**Your goal:** Quote the listing in full, exactly as given, minus any pictures.
— start of Supplied material —
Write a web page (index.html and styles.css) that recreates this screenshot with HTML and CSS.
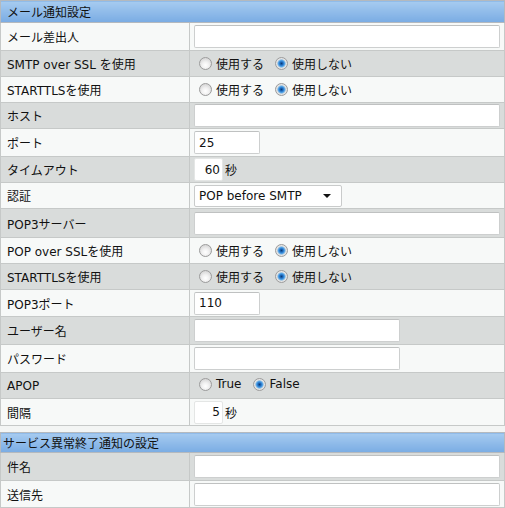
FILE: index.html
```html
<!DOCTYPE html>
<html lang="ja">
<head>
<meta charset="utf-8">
<title>メール通知設定</title>
<link rel="stylesheet" href="styles.css">
</head>
<body>
<div class="page">
  <table class="settings">
    <colgroup><col class="col-label"><col class="col-field"></colgroup>
    <tr class="head"><th colspan="2">メール通知設定</th></tr>
    <tr class="light tall"><td class="label">メール差出人</td><td class="field"><input class="text full" type="text"></td></tr>
    <tr class="gray"><td class="label">SMTP over SSL を使用</td><td class="field"><label class="opt"><input class="radio" type="radio" name="smtpssl">使用する</label><label class="opt"><input class="radio" type="radio" name="smtpssl" checked>使用しない</label></td></tr>
    <tr class="light"><td class="label">STARTTLSを使用</td><td class="field"><label class="opt"><input class="radio" type="radio" name="smtptls">使用する</label><label class="opt"><input class="radio" type="radio" name="smtptls" checked>使用しない</label></td></tr>
    <tr class="gray"><td class="label">ホスト</td><td class="field"><input class="text full" type="text"></td></tr>
    <tr class="light tall"><td class="label">ポート</td><td class="field"><input class="text port" type="text" value="25"></td></tr>
    <tr class="gray"><td class="label">タイムアウト</td><td class="field"><input class="text num" type="text" value="60"><span class="unit">秒</span></td></tr>
    <tr class="light"><td class="label">認証</td><td class="field"><span class="select-wrap"><select class="select"><option>POP before SMTP</option></select></span></td></tr>
    <tr class="gray taller"><td class="label">POP3サーバー</td><td class="field"><input class="text full" type="text"></td></tr>
    <tr class="light"><td class="label">POP over SSLを使用</td><td class="field"><label class="opt"><input class="radio" type="radio" name="popssl">使用する</label><label class="opt"><input class="radio" type="radio" name="popssl" checked>使用しない</label></td></tr>
    <tr class="gray"><td class="label">STARTTLSを使用</td><td class="field"><label class="opt"><input class="radio" type="radio" name="poptls">使用する</label><label class="opt"><input class="radio" type="radio" name="poptls" checked>使用しない</label></td></tr>
    <tr class="light mid"><td class="label">POP3ポート</td><td class="field"><input class="text port" type="text" value="110"></td></tr>
    <tr class="gray tall"><td class="label">ユーザー名</td><td class="field"><input class="text user" type="text"></td></tr>
    <tr class="light tall"><td class="label">パスワード</td><td class="field"><input class="text user" type="password"></td></tr>
    <tr class="gray"><td class="label">APOP</td><td class="field"><label class="opt"><input class="radio" type="radio" name="apop">True</label><label class="opt"><input class="radio" type="radio" name="apop" checked>False</label></td></tr>
    <tr class="light mid"><td class="label">間隔</td><td class="field"><input class="text num" type="text" value="5"><span class="unit">秒</span></td></tr>
  </table>

  <table class="settings second">
    <colgroup><col class="col-label"><col class="col-field"></colgroup>
    <tr class="head small"><th colspan="2">サービス異常終了通知の設定</th></tr>
    <tr class="gray tall"><td class="label">件名</td><td class="field"><input class="text full" type="text"></td></tr>
    <tr class="light mid"><td class="label">送信先</td><td class="field"><input class="text full" type="text"></td></tr>
  </table>
</div>
</body>
</html>
```

FILE: styles.css
```css
html, body {
  margin: 0;
  padding: 0;
  background: #f3f5f4;
}

body {
  font-family: "DejaVu Sans", "Noto Sans CJK JP", sans-serif;
  font-size: 12px;
  color: #111;
}

.page {
  width: 505px;
}

.settings {
  width: 504px;
  border-collapse: collapse;
  table-layout: fixed;
  border: 1px solid #c3c6c5;
}

.col-label { width: 189px; }
.col-field { width: 315px; }

.settings.second {
  margin-top: 6px;
}

.settings th,
.settings td {
  border: 1px solid #c6c9c8;
  padding: 0;
  vertical-align: middle;
}

.head th {
  height: 21px;
  text-align: left;
  font-weight: normal;
  padding: 0 6px;
  background: linear-gradient(#a6cbf0, #7aace3);
  border-color: #b4b9be;
}

.head.small th {
  height: 19px;
  padding: 0 2px;
}

.light td { background: #f7f9f8; }
.gray td { background: #d9dcdb; }

.settings tr td { height: 25px; }
.settings tr.mid td { height: 26px; }
.settings tr.tall td { height: 27px; }
.settings tr.taller td { height: 28px; }

.label {
  padding-left: 6px !important;
  white-space: nowrap;
  overflow: hidden;
}

.field {
  padding: 0 3px 0 4px !important;
  white-space: nowrap;
}

.text {
  box-sizing: border-box;
  height: 23px;
  margin: 0;
  border: 1px solid #cdcfcf;
  border-top-color: #bfc1c1;
  border-radius: 2px;
  background: #fff;
  font: inherit;
  color: inherit;
  padding: 0 4px;
  vertical-align: middle;
}

.text.full { width: 306px; }
.text.port { width: 66px; }
.text.user { width: 206px; }
.text.num {
  width: 29px;
  text-align: right;
  padding: 0 2px;
  border-color: #e4e6e5;
}

.unit {
  margin-left: 2px;
  vertical-align: middle;
}

.select-wrap {
  position: relative;
  display: inline-block;
  vertical-align: middle;
}

.select-wrap::after {
  content: "";
  position: absolute;
  right: 11px;
  top: 9px;
  border-left: 4px solid transparent;
  border-right: 4px solid transparent;
  border-top: 4px solid #111;
  pointer-events: none;
}

.select {
  -webkit-appearance: none;
  appearance: none;
  box-sizing: border-box;
  width: 148px;
  height: 22px;
  margin: 0;
  border: 1px solid #c9cbcb;
  border-radius: 2px;
  background: #fff;
  font: inherit;
  color: inherit;
  padding: 0 4px;
}

.opt {
  display: inline-flex;
  align-items: center;
  margin-right: 6px;
}

.radio {
  -webkit-appearance: none;
  appearance: none;
  box-sizing: border-box;
  width: 13px;
  height: 13px;
  margin: 0 4px 0 5px;
  border: 1px solid #9c9c9c;
  border-radius: 50%;
  background: radial-gradient(circle at 50% 65%, #ffffff 0, #f2f2f2 35%, #c9c9c9 100%);
}

.radio:checked {
  background: radial-gradient(circle at 50% 50%, #0b3a73 0, #1f6cc0 1.6px, #4da0e6 3px, #a8c8e0 4px, #e8e8e8 4.6px, #d0d0d0 100%);
}
```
— end of Supplied material —
**Output below:**
Write a web page (index.html and styles.css) that recreates this screenshot with HTML and CSS.
FILE: index.html
```html
<!DOCTYPE html>
<html lang="ja">
<head>
<meta charset="utf-8">
<title>メール通知設定</title>
<link rel="stylesheet" href="styles.css">
</head>
<body>
<div class="page">
  <table class="settings">
    <colgroup><col class="col-label"><col class="col-field"></colgroup>
    <tr class="head"><th colspan="2">メール通知設定</th></tr>
    <tr class="light tall"><td class="label">メール差出人</td><td class="field"><input class="text full" type="text"></td></tr>
    <tr class="gray"><td class="label">SMTP over SSL を使用</td><td class="field"><label class="opt"><input class="radio" type="radio" name="smtpssl">使用する</label><label class="opt"><input class="radio" type="radio" name="smtpssl" checked>使用しない</label></td></tr>
    <tr class="light"><td class="label">STARTTLSを使用</td><td class="field"><label class="opt"><input class="radio" type="radio" name="smtptls">使用する</label><label class="opt"><input class="radio" type="radio" name="smtptls" checked>使用しない</label></td></tr>
    <tr class="gray"><td class="label">ホスト</td><td class="field"><input class="text full" type="text"></td></tr>
    <tr class="light tall"><td class="label">ポート</td><td class="field"><input class="text port" type="text" value="25"></td></tr>
    <tr class="gray"><td class="label">タイムアウト</td><td class="field"><input class="text num" type="text" value="60"><span class="unit">秒</span></td></tr>
    <tr class="light"><td class="label">認証</td><td class="field"><span class="select-wrap"><select class="select"><option>POP before SMTP</option></select></span></td></tr>
    <tr class="gray taller"><td class="label">POP3サーバー</td><td class="field"><input class="text full" type="text"></td></tr>
    <tr class="light"><td class="label">POP over SSLを使用</td><td class="field"><label class="opt"><input class="radio" type="radio" name="popssl">使用する</label><label class="opt"><input class="radio" type="radio" name="popssl" checked>使用しない</label></td></tr>
    <tr class="gray"><td class="label">STARTTLSを使用</td><td class="field"><label class="opt"><input class="radio" type="radio" name="poptls">使用する</label><label class="opt"><input class="radio" type="radio" name="poptls" checked>使用しない</label></td></tr>
    <tr class="light mid"><td class="label">POP3ポート</td><td class="field"><input class="text port" type="text" value="110"></td></tr>
    <tr class="gray tall"><td class="label">ユーザー名</td><td class="field"><input class="text user" type="text"></td></tr>
    <tr class="light tall"><td class="label">パスワード</td><td class="field"><input class="text user" type="password"></td></tr>
    <tr class="gray"><td class="label">APOP</td><td class="field"><label class="opt"><input class="radio" type="radio" name="apop">True</label><label class="opt"><input class="radio" type="radio" name="apop" checked>False</label></td></tr>
    <tr class="light mid"><td class="label">間隔</td><td class="field"><input class="text num" type="text" value="5"><span class="unit">秒</span></td></tr>
  </table>

  <table class="settings second">
    <colgroup><col class="col-label"><col class="col-field"></colgroup>
    <tr class="head small"><th colspan="2">サービス異常終了通知の設定</th></tr>
    <tr class="gray tall"><td class="label">件名</td><td class="field"><input class="text full" type="text"></td></tr>
    <tr class="light mid"><td class="label">送信先</td><td class="field"><input class="text full" type="text"></td></tr>
  </table>
</div>
</body>
</html>
```

FILE: styles.css
```css
html, body {
  margin: 0;
  padding: 0;
  background: #f3f5f4;
}

body {
  font-family: "DejaVu Sans", "Noto Sans CJK JP", sans-serif;
  font-size: 12px;
  color: #111;
}

.page {
  width: 505px;
}

.settings {
  width: 504px;
  border-collapse: collapse;
  table-layout: fixed;
  border: 1px solid #c3c6c5;
}

.col-label { width: 189px; }
.col-field { width: 315px; }

.settings.second {
  margin-top: 6px;
}

.settings th,
.settings td {
  border: 1px solid #c6c9c8;
  padding: 0;
  vertical-align: middle;
}

.head th {
  height: 21px;
  text-align: left;
  font-weight: normal;
  padding: 0 6px;
  background: linear-gradient(#a6cbf0, #7aace3);
  border-color: #b4b9be;
}

.head.small th {
  height: 19px;
  padding: 0 2px;
}

.light td { background: #f7f9f8; }
.gray td { background: #d9dcdb; }

.settings tr td { height: 25px; }
.settings tr.mid td { height: 26px; }
.settings tr.tall td { height: 27px; }
.settings tr.taller td { height: 28px; }

.label {
  padding-left: 6px !important;
  white-space: nowrap;
  overflow: hidden;
}

.field {
  padding: 0 3px 0 4px !important;
  white-space: nowrap;
}

.text {
  box-sizing: border-box;
  height: 23px;
  margin: 0;
  border: 1px solid #cdcfcf;
  border-top-color: #bfc1c1;
  border-radius: 2px;
  background: #fff;
  font: inherit;
  color: inherit;
  padding: 0 4px;
  vertical-align: middle;
}

.text.full { width: 306px; }
.text.port { width: 66px; }
.text.user { width: 206px; }
.text.num {
  width: 29px;
  text-align: right;
  padding: 0 2px;
  border-color: #e4e6e5;
}

.unit {
  margin-left: 2px;
  vertical-align: middle;
}

.select-wrap {
  position: relative;
  display: inline-block;
  vertical-align: middle;
}

.select-wrap::after {
  content: "";
  position: absolute;
  right: 11px;
  top: 9px;
  border-left: 4px solid transparent;
  border-right: 4px solid transparent;
  border-top: 4px solid #111;
  pointer-events: none;
}

.select {
  -webkit-appearance: none;
  appearance: none;
  box-sizing: border-box;
  width: 148px;
  height: 22px;
  margin: 0;
  border: 1px solid #c9cbcb;
  border-radius: 2px;
  background: #fff;
  font: inherit;
  color: inherit;
  padding: 0 4px;
}

.opt {
  display: inline-flex;
  align-items: center;
  margin-right: 6px;
}

.radio {
  -webkit-appearance: none;
  appearance: none;
  box-sizing: border-box;
  width: 13px;
  height: 13px;
  margin: 0 4px 0 5px;
  border: 1px solid #9c9c9c;
  border-radius: 50%;
  background: radial-gradient(circle at 50% 65%, #ffffff 0, #f2f2f2 35%, #c9c9c9 100%);
}

.radio:checked {
  background: radial-gradient(circle at 50% 50%, #0b3a73 0, #1f6cc0 1.6px, #4da0e6 3px, #a8c8e0 4px, #e8e8e8 4.6px, #d0d0d0 100%);
}
```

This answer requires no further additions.